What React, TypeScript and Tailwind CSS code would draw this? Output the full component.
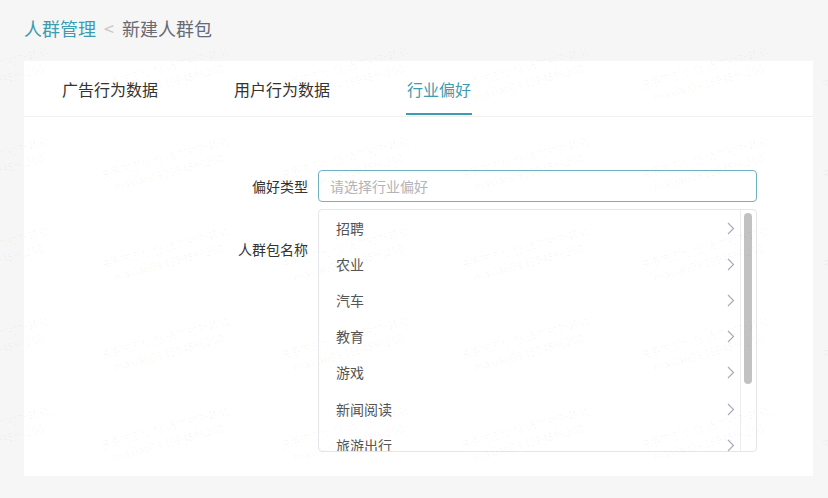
import React from "react"

const industries = ["招聘", "农业", "汽车", "教育", "游戏", "新闻阅读", "旅游出行"]

const font = { fontFamily: '"Noto Sans CJK SC", "Noto Sans", sans-serif' }

const Chevron = () => (
  <svg width="8" height="13" viewBox="0 0 8 13" fill="none" className="shrink-0">
    <path d="M1 1l5.5 5.5L1 12" stroke="#a6a9b6" strokeWidth="1.1" />
  </svg>
)

const Watermark = () => {
  const cells = Array.from({ length: 6 * 6 })
  return (
    <div className="pointer-events-none absolute inset-0 overflow-hidden">
      <div className="absolute left-[-104px] top-[30px] grid grid-cols-[repeat(6,180px)] auto-rows-[90px]">
        {cells.map((_, i) => (
          <div key={i} className="flex items-center justify-center">
            <div className="-rotate-[15deg] text-center text-[11px] leading-[15px] text-black/[0.04]">
              <div>快手内部信息 请勿对外转载</div>
              <div>maxiao03 1594896250</div>
            </div>
          </div>
        ))}
      </div>
    </div>
  )
}

const IndustryDropdown = () => (
  <div className="absolute left-0 top-[39px] flex h-[243px] w-[439px] overflow-hidden rounded-[4px] border border-[#e6e6ea] bg-white">
    <ul className="flex-1">
      {industries.map((name) => (
        <li
          key={name}
          className="flex h-[36.2px] items-center justify-between pl-[17px] pr-[5px] text-[14px] text-[#555]"
        >
          <span>{name}</span>
          <Chevron />
        </li>
      ))}
    </ul>
    <div className="w-[16px] shrink-0 border-l border-[#ececec] pt-[3px] pl-[3px]">
      <div className="h-[171px] w-[8px] rounded-full bg-[#c2c2c2]" />
    </div>
  </div>
)

export default function App() {
  return (
    <div className="relative h-[498px] w-[828px] overflow-hidden bg-[#f6f6f6]" style={font}>
      <div className="flex h-[61px] items-center gap-[8px] pl-[24px] pb-[4px] text-[18px]">
        <span className="text-[#3d9cb0]">人群管理</span>
        <span className="text-[#c8c8c8]">&lt;</span>
        <span className="text-[#666a75]">新建人群包</span>
      </div>

      <div className="ml-[24px] h-[415px] w-[789px] bg-white">
        <div className="flex h-[56px] gap-[76px] border-b border-[#f0f0f0] pl-[38px] text-[16px]">
          <div className="flex items-center text-[#333]">广告行为数据</div>
          <div className="flex items-center text-[#333]">用户行为数据</div>
          <div className="relative flex items-center px-[1px] text-[#3d9cb0]">
            行业偏好
            <div className="absolute bottom-[1px] left-0 right-0 h-[2px] bg-[#3d9cb0]" />
          </div>
        </div>

        <div className="flex flex-col gap-[31px] pt-[53px]">
          <div className="flex items-center">
            <label className="w-[294px] pr-[10px] text-right text-[14px] text-[#333]">偏好类型</label>
            <div className="relative">
              <div className="flex h-[32px] w-[439px] items-center rounded-[4px] border border-[#6fb3c2] px-[11px] text-[14px] text-[#b3b3b8]">
                请选择行业偏好
              </div>
              <IndustryDropdown />
            </div>
          </div>
          <div className="flex items-center">
            <label className="w-[294px] pr-[10px] text-right text-[14px] text-[#333]">人群包名称</label>
            <div className="h-[32px] w-[439px]" />
          </div>
        </div>
      </div>

      <Watermark />
    </div>
  )
}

**********

- [Task instructions] Repeat the material above word for word and skip every image in it.

- [Expected answer]
What React, TypeScript and Tailwind CSS code would draw this? Output the full component.
import React from "react"

const industries = ["招聘", "农业", "汽车", "教育", "游戏", "新闻阅读", "旅游出行"]

const font = { fontFamily: '"Noto Sans CJK SC", "Noto Sans", sans-serif' }

const Chevron = () => (
  <svg width="8" height="13" viewBox="0 0 8 13" fill="none" className="shrink-0">
    <path d="M1 1l5.5 5.5L1 12" stroke="#a6a9b6" strokeWidth="1.1" />
  </svg>
)

const Watermark = () => {
  const cells = Array.from({ length: 6 * 6 })
  return (
    <div className="pointer-events-none absolute inset-0 overflow-hidden">
      <div className="absolute left-[-104px] top-[30px] grid grid-cols-[repeat(6,180px)] auto-rows-[90px]">
        {cells.map((_, i) => (
          <div key={i} className="flex items-center justify-center">
            <div className="-rotate-[15deg] text-center text-[11px] leading-[15px] text-black/[0.04]">
              <div>快手内部信息 请勿对外转载</div>
              <div>maxiao03 1594896250</div>
            </div>
          </div>
        ))}
      </div>
    </div>
  )
}

const IndustryDropdown = () => (
  <div className="absolute left-0 top-[39px] flex h-[243px] w-[439px] overflow-hidden rounded-[4px] border border-[#e6e6ea] bg-white">
    <ul className="flex-1">
      {industries.map((name) => (
        <li
          key={name}
          className="flex h-[36.2px] items-center justify-between pl-[17px] pr-[5px] text-[14px] text-[#555]"
        >
          <span>{name}</span>
          <Chevron />
        </li>
      ))}
    </ul>
    <div className="w-[16px] shrink-0 border-l border-[#ececec] pt-[3px] pl-[3px]">
      <div className="h-[171px] w-[8px] rounded-full bg-[#c2c2c2]" />
    </div>
  </div>
)

export default function App() {
  return (
    <div className="relative h-[498px] w-[828px] overflow-hidden bg-[#f6f6f6]" style={font}>
      <div className="flex h-[61px] items-center gap-[8px] pl-[24px] pb-[4px] text-[18px]">
        <span className="text-[#3d9cb0]">人群管理</span>
        <span className="text-[#c8c8c8]">&lt;</span>
        <span className="text-[#666a75]">新建人群包</span>
      </div>

      <div className="ml-[24px] h-[415px] w-[789px] bg-white">
        <div className="flex h-[56px] gap-[76px] border-b border-[#f0f0f0] pl-[38px] text-[16px]">
          <div className="flex items-center text-[#333]">广告行为数据</div>
          <div className="flex items-center text-[#333]">用户行为数据</div>
          <div className="relative flex items-center px-[1px] text-[#3d9cb0]">
            行业偏好
            <div className="absolute bottom-[1px] left-0 right-0 h-[2px] bg-[#3d9cb0]" />
          </div>
        </div>

        <div className="flex flex-col gap-[31px] pt-[53px]">
          <div className="flex items-center">
            <label className="w-[294px] pr-[10px] text-right text-[14px] text-[#333]">偏好类型</label>
            <div className="relative">
              <div className="flex h-[32px] w-[439px] items-center rounded-[4px] border border-[#6fb3c2] px-[11px] text-[14px] text-[#b3b3b8]">
                请选择行业偏好
              </div>
              <IndustryDropdown />
            </div>
          </div>
          <div className="flex items-center">
            <label className="w-[294px] pr-[10px] text-right text-[14px] text-[#333]">人群包名称</label>
            <div className="h-[32px] w-[439px]" />
          </div>
        </div>
      </div>

      <Watermark />
    </div>
  )
}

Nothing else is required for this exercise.